This filter code shows the minimum viable skeleton for AI input governance.

Multi-model routing directly affects cost and SLA

Not every request deserves the most expensive model. Simple FAQs, local summarization, and structured extraction can go to a local model, while complex reasoning, code generation, and critical decision scenarios should route to a stronger cloud model.

public ChatLanguageModel route(AiTaskType taskType) {
    return switch (taskType) {
        case SIMPLE_QA -> localModel;          // Route simple Q&A to the local model
        case COMPLEX_REASONING -> openAiModel; // Route complex reasoning to the cloud model
        default -> localModel;
    };
}

This routing logic dynamically balances quality, latency, and cost.

The full project structure already provides a solid foundation for extensibility

The project directory should be layered by configuration, controllers, services, tools, entities, and repositories. Externalized prompts, Docker orchestration, and a dedicated router class also indicate that this is not a one-off demo, but a maintainable backend AI service.

FAQ

1. Why should Java teams prioritize LangChain4j?

Because it packages model invocation, RAG, memory, and tool calling in a Java-native way. It integrates directly into the Spring Boot engineering ecosystem and reduces the maintenance cost of working across multiple language stacks.

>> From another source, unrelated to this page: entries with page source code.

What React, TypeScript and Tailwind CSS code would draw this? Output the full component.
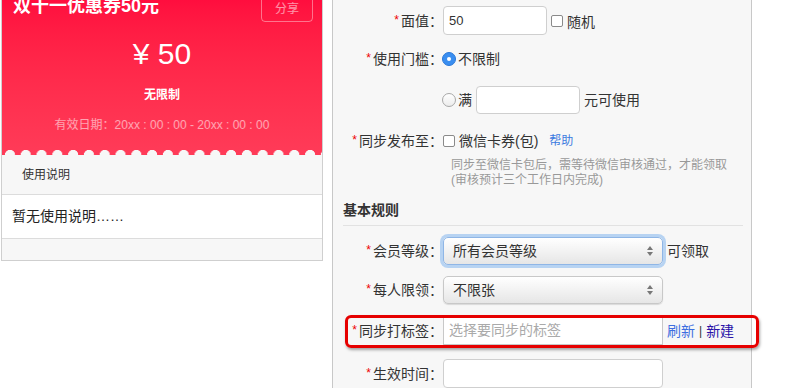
import React from "react";

const Star = () => (
  <span className="text-[#e00] text-[12px] leading-none relative -top-[2px] mr-[2px]">*</span>
);

function Label({ text }: { text: string }) {
  return (
    <div className="w-[110px] shrink-0 text-right text-[14px] leading-[20px] text-[#333] whitespace-nowrap">
      <Star />
      {text}：
    </div>
  );
}

function Arrows() {
  return (
    <svg width="8" height="12" viewBox="0 0 8 12" className="shrink-0">
      <path d="M4 1 L7 5 L1 5 Z" fill="#777" />
      <path d="M4 11 L7 7 L1 7 Z" fill="#777" />
    </svg>
  );
}

function Select({ value, focused }: { value: string; focused?: boolean }) {
  return (
    <div
      className={
        "w-[220px] h-[28px] rounded-[5px] border flex items-center justify-between pl-[9px] pr-[8px] bg-gradient-to-b from-[#ffffff] to-[#e6e6e6] text-[14px] text-[#333] " +
        (focused
          ? "border-[#8fb6e6] shadow-[0_0_0_3px_#b7d3f2]"
          : "border-[#c8c8c8] shadow-[0_1px_1px_rgba(0,0,0,0.12)]")
      }
    >
      <span className="leading-[20px]">{value}</span>
      <Arrows />
    </div>
  );
}

export default function App() {
  return (
    <div
      className="w-[803px] h-[388px] overflow-hidden bg-white flex items-start"
      style={{ fontFamily: '"Liberation Sans", "Noto Sans CJK SC", sans-serif' }}
    >
      {/* Left coupon card */}
      <div className="ml-[1px] w-[322px] border border-t-0 border-[#cfcfcf] shrink-0 flex flex-col">
        <div className="relative h-[155px] bg-gradient-to-b from-[#ff0d3e] to-[#ff3b58] flex flex-col items-center text-white overflow-hidden">
          <div className="w-full flex justify-between items-start h-[22px] pl-[11px] pr-[9px]">
            <div className="-mt-[5px] text-[18px] leading-[22px] font-bold">双十一优惠券50元</div>
            <div className="-mt-[6px] h-[28px] w-[52px] rounded-[4px] border border-white/40 flex items-center justify-center pt-[2px] text-[12px] text-white/55">
              分享
            </div>
          </div>
          <div className="mt-[15px] text-[30px] leading-[34px]">¥ 50</div>
          <div className="mt-[16px] text-[12px] leading-[16px] font-bold">无限制</div>
          <div className="mt-[14px] text-[12px] leading-[16px] text-white/55">
            有效日期：20xx : 00 : 00 - 20xx : 00 : 00
          </div>
          <div className="absolute left-0 right-0 bottom-0 h-[5px] bg-[radial-gradient(circle_at_8px_5px,#f7f7f7_4.8px,transparent_5.4px)] bg-[length:15.8px_5px] bg-repeat-x" />
        </div>
        <div className="h-[40px] bg-[#f7f7f7] border-b border-[#dcdcdc] flex items-center pl-[20px] text-[12px] text-[#333]">
          使用说明
        </div>
        <div className="h-[44px] bg-white border-b border-[#dcdcdc] flex items-center pl-[10px] text-[14px] text-[#222]">
          暂无使用说明……
        </div>
        <div className="h-[21px] bg-[#f7f7f7]" />
      </div>

      {/* Right form panel */}
      <div className="ml-[9px] w-[420px] h-[388px] shrink-0 bg-[#f7f7f7] border-l border-r border-[#c8c8c8] flex flex-col">
        {/* 面值 */}
        <div className="mt-[6px] h-[29px] flex items-center">
          <Label text="面值" />
          <div className="w-[104px] h-[29px] bg-white border border-[#cfcfcf] rounded-[4px] flex items-center pl-[5px] text-[13px] text-[#333]">
            50
          </div>
          <div className="ml-[4px] w-[12px] h-[12px] border border-[#8a8a8a] rounded-[2px] bg-white" />
          <span className="ml-[4px] text-[14px] leading-[20px] text-[#333] mt-[3px]">随机</span>
        </div>

        {/* 使用门槛 */}
        <div className="mt-[11px] h-[28px] flex items-center">
          <Label text="使用门槛" />
          <div className="-ml-[1px] w-[14px] h-[14px] rounded-full bg-[#3a8ef0] border border-[#2a78d8] flex items-center justify-center">
            <div className="w-[4px] h-[4px] rounded-full bg-white" />
          </div>
          <span className="ml-[2px] text-[14px] leading-[20px] text-[#333]">不限制</span>
        </div>

        {/* 满 */}
        <div className="mt-[13px] h-[28px] flex items-center">
          <div className="w-[110px] shrink-0" />
          <div className="-ml-[1px] w-[14px] h-[14px] rounded-full border border-[#a8a8a8] bg-gradient-to-b from-white to-[#ececec]" />
          <span className="ml-[2px] text-[14px] leading-[20px] text-[#333]">满</span>
          <div className="ml-[4px] w-[104px] h-[28px] bg-white border border-[#cfcfcf] rounded-[4px]" />
          <span className="ml-[4px] text-[14px] leading-[20px] text-[#333]">元可使用</span>
        </div>

        {/* 同步发布至 */}
        <div className="mt-[17px] h-[20px] flex items-center">
          <Label text="同步发布至" />
          <div className="w-[12px] h-[12px] border border-[#8a8a8a] rounded-[2px] bg-white" />
          <span className="ml-[4px] text-[14px] leading-[20px] text-[#333]">微信卡券(包)</span>
          <span className="ml-[11px] text-[12px] leading-[20px] text-[#3c7be0]">帮助</span>
        </div>
        <div className="mt-[7px] pl-[118px] text-[12px] leading-[15px] text-[#999]">
          <div>同步至微信卡包后，需等待微信审核通过，才能领取</div>
          <div>(审核预计三个工作日内完成)</div>
        </div>

        {/* 基本规则 */}
        <div className="mt-[12px] ml-[10px] mr-[8px] h-[27px] border-b border-[#e2e2e2] text-[14px] leading-[20px] font-bold text-[#333]">
          基本规则
        </div>

        {/* 会员等级 */}
        <div className="mt-[11px] h-[28px] flex items-center">
          <Label text="会员等级" />
          <Select value="所有会员等级" focused />
          <span className="ml-[4px] text-[14px] leading-[20px] text-[#333]">可领取</span>
        </div>

        {/* 每人限领 */}
        <div className="mt-[11px] h-[28px] flex items-center">
          <Label text="每人限领" />
          <Select value="不限张" />
        </div>

        {/* 同步打标签 */}
        <div className="relative mt-[12px] h-[29px] flex items-center">
          <Label text="同步打标签" />
          <div className="w-[220px] h-[29px] bg-white border border-[#c8c8c8] flex items-center pl-[5px] text-[14px] text-[#aaa]">
            选择要同步的标签
          </div>
          <span className="ml-[4px] text-[14px] leading-[20px] text-[#3d6ee0]">刷新</span>
          <span className="mx-[4px] text-[12px] leading-[20px] text-[#333]">|</span>
          <span className="text-[14px] leading-[20px] text-[#2a12a8]">新建</span>
          <div className="absolute left-[12px] top-[-1px] w-[414px] h-[33px] border-[3px] border-[#e60000] rounded-[6px] shadow-[1px_2px_3px_rgba(0,0,0,0.35)] pointer-events-none" />
        </div>

        {/* 生效时间 */}
        <div className="mt-[14px] h-[29px] flex items-center">
          <Label text="生效时间" />
          <div className="w-[220px] h-[29px] bg-white border border-[#cfcfcf] rounded-[4px]" />
        </div>
      </div>
    </div>
  );
}
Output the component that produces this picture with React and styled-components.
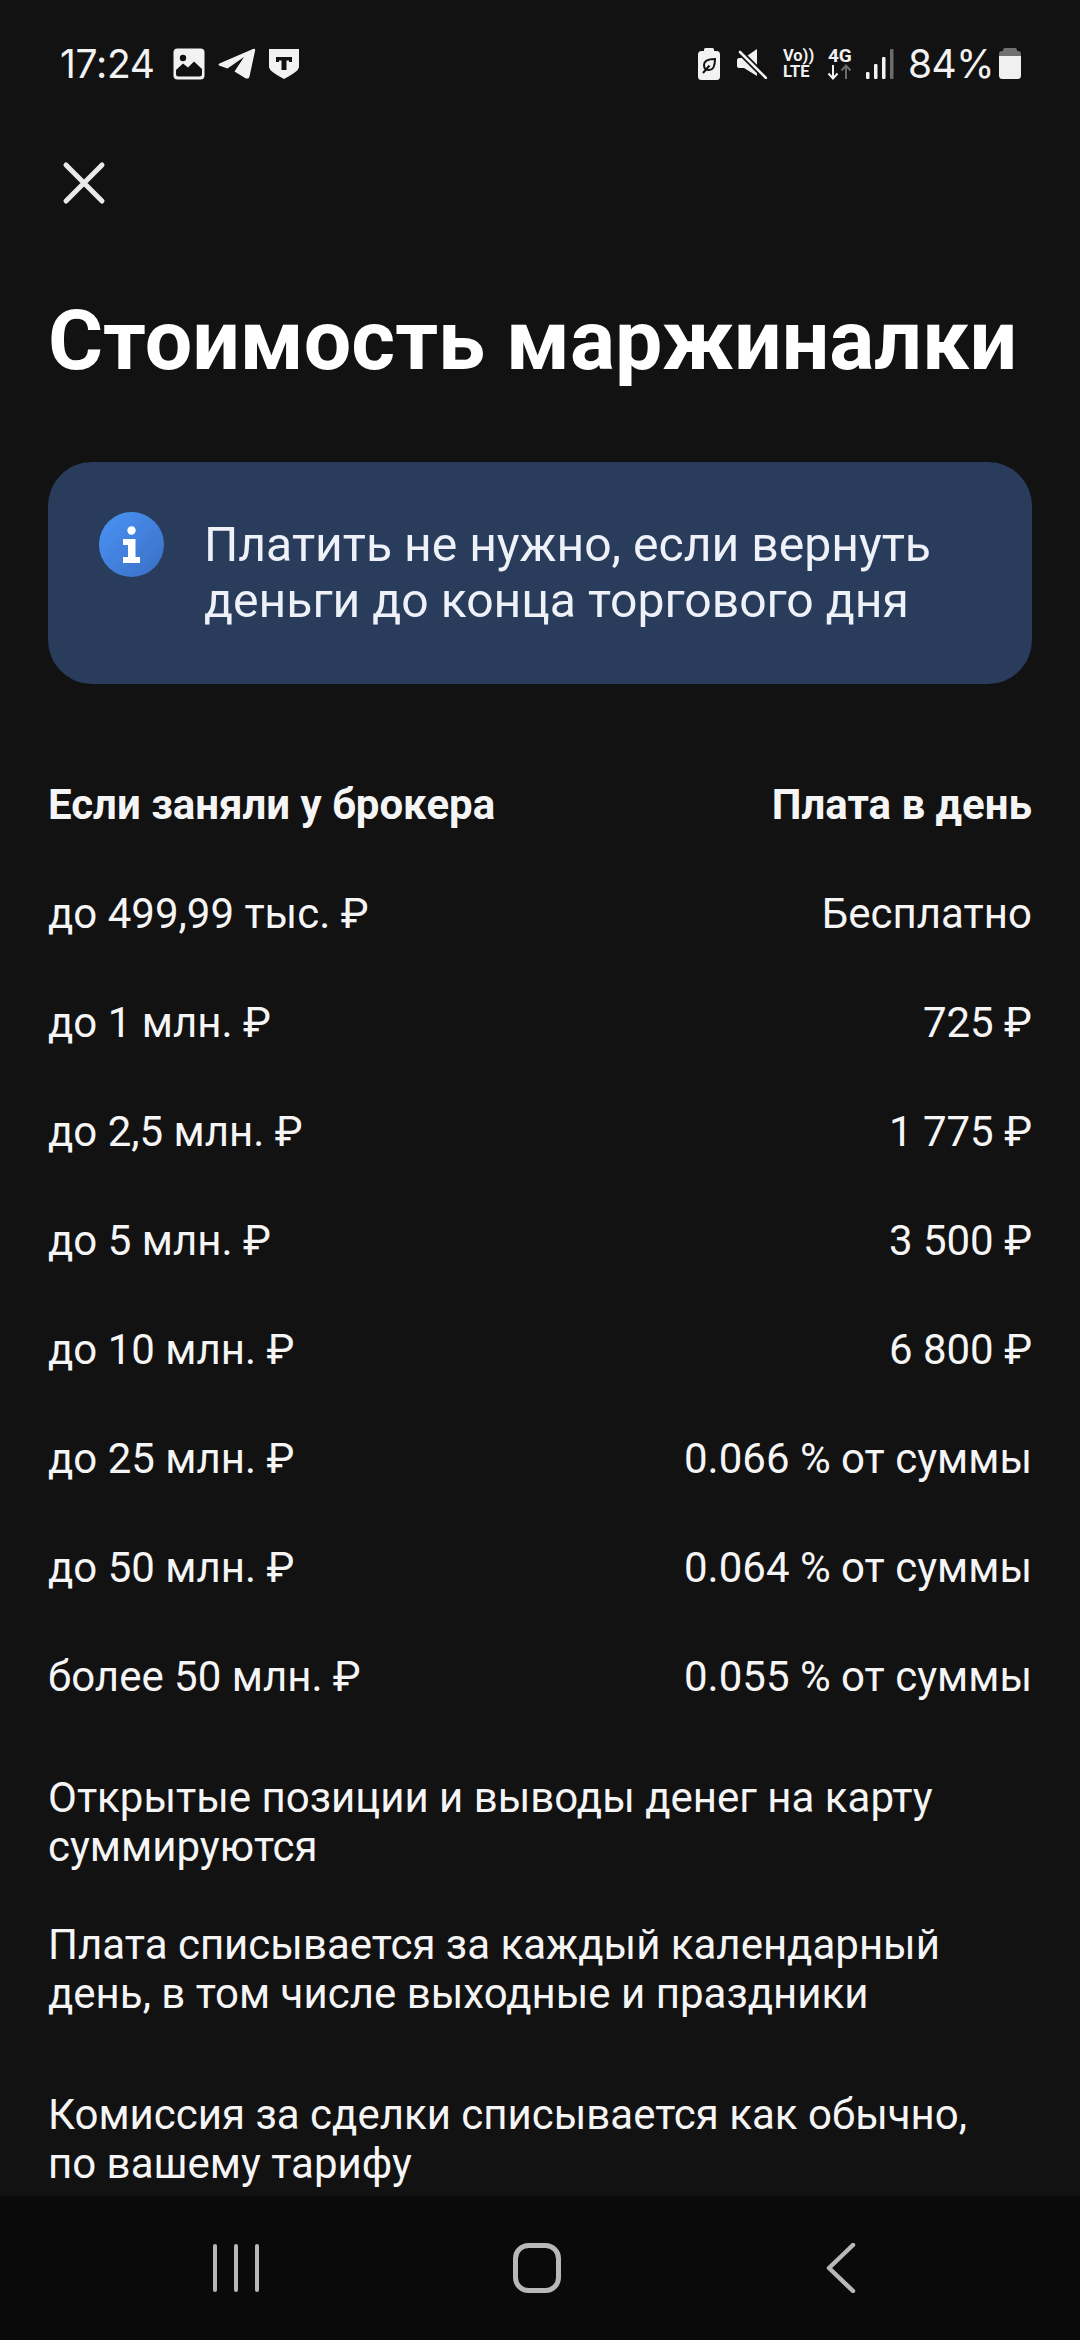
import React from "react";
import styled, { createGlobalStyle } from "styled-components";

const Global = createGlobalStyle`
  html, body { margin: 0; padding: 0; background: #121212; }
  * { box-sizing: border-box; }
`;
const Page = styled.div`
  width: 1080px; height: 2340px; display: flex; flex-direction: column;
  background: #121212; color: #f5f5f6; overflow: hidden;
  font-family: Roboto, "Noto Sans", sans-serif;
`;
const StatusBar = styled.div`
  height: 128px; flex: none; display: flex; align-items: center; justify-content: space-between;
  padding: 0 59px 1px 60px; font-family: Inter, Roboto, sans-serif; color: #f2f2f2;
`;
const StatusGroup = styled.div`
  display: flex; align-items: center;
`;
const StatusItem = styled.div`
  display: flex; align-items: center; margin-left: ${p => p.$ml || 0}px;
`;
const Clock = styled.span`
  font-size: 39px; font-weight: 400; letter-spacing: -0.3px;
`;
const Percent = styled.span`
  font-size: 39px; font-weight: 400; letter-spacing: -0.5px;
`;
const Content = styled.main`
  flex: 1; min-height: 0; overflow: hidden; padding: 0 48px;
  display: flex; flex-direction: column;
`;
const CloseButton = styled.div`
  width: 44px; height: 44px; margin: 33px 0 0 14px; flex: none;
`;
const Title = styled.h1`
  margin: 88px 0 0; font-size: 84.2px; line-height: 96px; font-weight: 700; color: #fff;
  white-space: nowrap;
`;
const Banner = styled.section`
  margin-top: 73px; height: 222px; border-radius: 44px; background: #293c5c;
  display: flex; align-items: center; padding: 0 48px 0 51px;
  gap: 40px;
`;
const InfoCircle = styled.div`
  width: 65px; height: 65px; border-radius: 50%; flex: none; margin-top: -57px;
  background: linear-gradient(135deg, #4a93f5, #3a6fc4);
  display: flex; align-items: center; justify-content: center;
`;
const BannerText = styled.p`
  margin: 0; font-size: 48.1px; line-height: 56px; color: #eef2f8; white-space: nowrap;
`;
const Table = styled.div`
  margin-top: 66px; display: flex; flex-direction: column;
`;
const Row = styled.div`
  height: 109px; display: flex; align-items: center; justify-content: space-between;
  font-size: 42px; font-weight: ${p => (p.$head ? 700 : 400)}; color: #f5f5f6;
`;
const Notes = styled.div`
  margin-top: 42px; display: flex; flex-direction: column;
`;
const Note = styled.p`
  margin: ${p => p.$top}px 0 0; font-size: 42px; line-height: 49px; color: #f5f5f6; white-space: nowrap;
`;
const NavBar = styled.nav`
  height: 144px; flex: none; background: #0a0a0a; display: flex; align-items: center;
`;
const NavSlot = styled.div`
  display: flex; align-items: center; justify-content: center;
  flex: none; width: ${p => p.$w}px; margin-left: ${p => p.$ml}px; height: 60px;
`;

const Picture = () => (
  <svg width="32" height="32" viewBox="0 0 32 32">
    <rect width="31" height="31" x="0.5" y="0.5" rx="4" fill="#f2f2f2" />
    <circle cx="10" cy="10" r="3.2" fill="#121212" />
    <path d="M3 22 L10 15.500 L15 19.500 L21 13.500 L29 21 V26 a2.500 2.500 0 0 1-2.500 2.500 H5.500 A2.500 2.500 0 0 1 3 26 Z" fill="#121212" />
  </svg>
);
const Telegram = () => (
  <svg width="38" height="32" viewBox="0 0 38 32">
    <path d="M1 17.500 C0 16.500 1 15.500 2.500 15 L35 1 C37 0.500 37.500 1.500 37 3 L31.500 28.500 C31 31 28.500 31 27 30 L16.500 23.500 L26 9 L9.500 20.500 Z" fill="#f2f2f2" />
  </svg>
);
const Shield = () => (
  <svg width="30" height="30" viewBox="0 0 30 30">
    <path d="M0 0 H30 V17 C30 21 27 23.500 15 30 C3 23.500 0 21 0 17 Z" fill="#f2f2f2" />
    <path d="M7 8 H23 V13 H20 V11.500 H17.500 V21 H12.500 V11.500 H10 V13 H7 Z" fill="#121212" />
  </svg>
);
const LeafBattery = () => (
  <svg width="22" height="32" viewBox="0 0 22 32">
    <rect x="6" y="0" width="10" height="5" rx="1.500" fill="#f2f2f2" />
    <rect x="0" y="3" width="22" height="29" rx="3.500" fill="#f2f2f2" />
    <path d="M17 11 C10 11 6 13 6 17 C6 20 8 22 11 22 C15 22 17 18 17 11 Z M5 25 L11.500 17.500" stroke="#121212" strokeWidth="2" fill="none" />
  </svg>
);
const Mute = () => (
  <svg width="30" height="30" viewBox="0 0 30 30">
    <path d="M0 11 C0 10 1 9 2 9 H7 L20 0 V27 L7 19 H2 C1 19 0 18 0 17 Z" fill="#f2f2f2" />
    <path d="M1 1 L29 29" stroke="#121212" strokeWidth="6" />
    <path d="M3 3 L29 29" stroke="#f2f2f2" strokeWidth="2.600" strokeLinecap="round" />
  </svg>
);
const Volte = styled.div`
  display: flex; flex-direction: column; align-items: flex-start; width: 31px;
  font: 700 16.500px/16px Roboto, sans-serif; color: #f0f0f0; white-space: nowrap;
`;
const Net = () => (
  <svg width="26" height="16" viewBox="0 0 26 16">
    <path d="M6 1 V14 M1.500 9.500 L6 14.500 L10.500 9.500" stroke="#f2f2f2" strokeWidth="2" fill="none" />
    <path d="M19 15 V2 M14.500 6.500 L19 1.500 L23.500 6.500" stroke="#6b6b6b" strokeWidth="2" fill="none" />
  </svg>
);
const Net4G = styled.div`
  display: flex; flex-direction: column; align-items: center; width: 26px;
  font: 700 19px/17px Roboto, sans-serif; color: #f0f0f0;
`;
const Signal = () => (
  <svg width="28" height="30" viewBox="0 0 28 30">
    <rect x="0" y="23" width="3.500" height="7" rx="1" fill="#f2f2f2" />
    <rect x="8" y="15" width="3.500" height="15" rx="1" fill="#f2f2f2" />
    <rect x="16" y="8" width="3.500" height="22" rx="1" fill="#f2f2f2" />
    <rect x="24" y="0" width="3.500" height="30" rx="1" fill="#6b6b6b" />
  </svg>
);
const Battery = () => (
  <svg width="22" height="31" viewBox="0 0 22 31">
    <path d="M6 0 H16 A2 2 0 0 1 18 2 V3 H19 A3 3 0 0 1 22 6 V8 H0 V6 A3 3 0 0 1 3 3 H4 V2 A2 2 0 0 1 6 0 Z" fill="#6f6f6f" />
    <path d="M0 8 H22 V27.500 A3.500 3.500 0 0 1 18.500 31 H3.500 A3.500 3.500 0 0 1 0 27.500 Z" fill="#f0f0f0" />
  </svg>
);

const rows = [
  ["до 499,99 тыс. ₽", "Бесплатно"],
  ["до 1 млн. ₽", "725 ₽"],
  ["до 2,5 млн. ₽", "1 775 ₽"],
  ["до 5 млн. ₽", "3 500 ₽"],
  ["до 10 млн. ₽", "6 800 ₽"],
  ["до 25 млн. ₽", "0.066 % от суммы"],
  ["до 50 млн. ₽", "0.064 % от суммы"],
  ["более 50 млн. ₽", "0.055 % от суммы"],
];

export default function App() {
  return (
    <Page>
      <Global />
      <StatusBar>
        <StatusGroup>
          <Clock>17:24</Clock>
          <StatusItem $ml={18}><Picture /></StatusItem>
          <StatusItem $ml={13}><Telegram /></StatusItem>
          <StatusItem $ml={13}><Shield /></StatusItem>
        </StatusGroup>
        <StatusGroup>
          <StatusItem><LeafBattery /></StatusItem>
          <StatusItem $ml={17}><Mute /></StatusItem>
          <StatusItem $ml={16}><Volte><span>Vo))</span><span>LTE</span></Volte></StatusItem>
          <StatusItem $ml={13}><Net4G><span>4G</span><Net /></Net4G></StatusItem>
          <StatusItem $ml={13}><Signal /></StatusItem>
          <StatusItem $ml={14}><Percent>84%</Percent></StatusItem>
          <StatusItem $ml={5}><Battery /></StatusItem>
        </StatusGroup>
      </StatusBar>
      <Content>
        <CloseButton>
          <svg width="44" height="44" viewBox="0 0 44 44">
            <path d="M4 4 L40 40 M40 4 L4 40" stroke="#eaeaea" strokeWidth="5" strokeLinecap="round" />
          </svg>
        </CloseButton>
        <Title>Стоимость маржиналки</Title>
        <Banner>
          <InfoCircle>
            <svg width="20" height="38" viewBox="0 0 20 38">
              <circle cx="9.500" cy="4.500" r="4.200" fill="#fff" />
              <path d="M1 13 H13.500 V31 H18 V37 H1 V31 H6 V19 H1 Z" fill="#fff" />
            </svg>
          </InfoCircle>
          <BannerText>Платить не нужно, если вернуть<br />деньги до конца торгового дня</BannerText>
        </Banner>
        <Table>
          <Row $head><span>Если заняли у брокера</span><span>Плата в день</span></Row>
          {rows.map(([a, b]) => (
            <Row key={a}><span>{a}</span><span>{b}</span></Row>
          ))}
        </Table>
        <Notes>
          <Note $top={0}>Открытые позиции и выводы денег на карту<br />суммируются</Note>
          <Note $top={49}>Плата списывается за каждый календарный<br />день, в том числе выходные и праздники</Note>
          <Note $top={72}>Комиссия за сделки списывается как обычно,<br />по вашему тарифу</Note>
        </Notes>
      </Content>
      <NavBar>
        <NavSlot $w={46} $ml={213}>
          <svg width="46" height="48" viewBox="0 0 46 48">
            <path d="M2 2 V46 M23 2 V46 M44 2 V46" stroke="#b8b8b8" strokeWidth="4" strokeLinecap="round" />
          </svg>
        </NavSlot>
        <NavSlot $w={48} $ml={254}>
          <svg width="48" height="50" viewBox="0 0 48 50">
            <rect x="2.500" y="2.500" width="43" height="45" rx="13" stroke="#b8b8b8" strokeWidth="5" fill="none" />
          </svg>
        </NavSlot>
        <NavSlot $w={30} $ml={265}>
          <svg width="30" height="50" viewBox="0 0 30 50">
            <path d="M27 2 L3 25 L27 48" stroke="#b8b8b8" strokeWidth="4.500" strokeLinecap="round" strokeLinejoin="round" fill="none" />
          </svg>
        </NavSlot>
      </NavBar>
    </Page>
  );
}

2. What is the easiest pitfall in enterprise RAG?

The challenge is not whether retrieval works at all, but chunking strategy, metadata design, index updates, and recall quality evaluation. Chunks that are too large hurt precision, while chunks that are too small lose context.

3. What should you add before taking function calling to production?

Add permission checks, idempotency control, audit logs, and human fallback mechanisms. For tools involving refunds, price changes, or privacy-related queries in particular, you must fully separate model decisions from business authorization.

Core Summary: This article reconstructs an enterprise AI application architecture based on Spring Boot 3, LangChain4j, Redis, PostgreSQL, and Ollama/OpenAI. It covers multi-model integration, conversational memory, RAG knowledge bases, function calling, REST APIs, and production optimization essentials.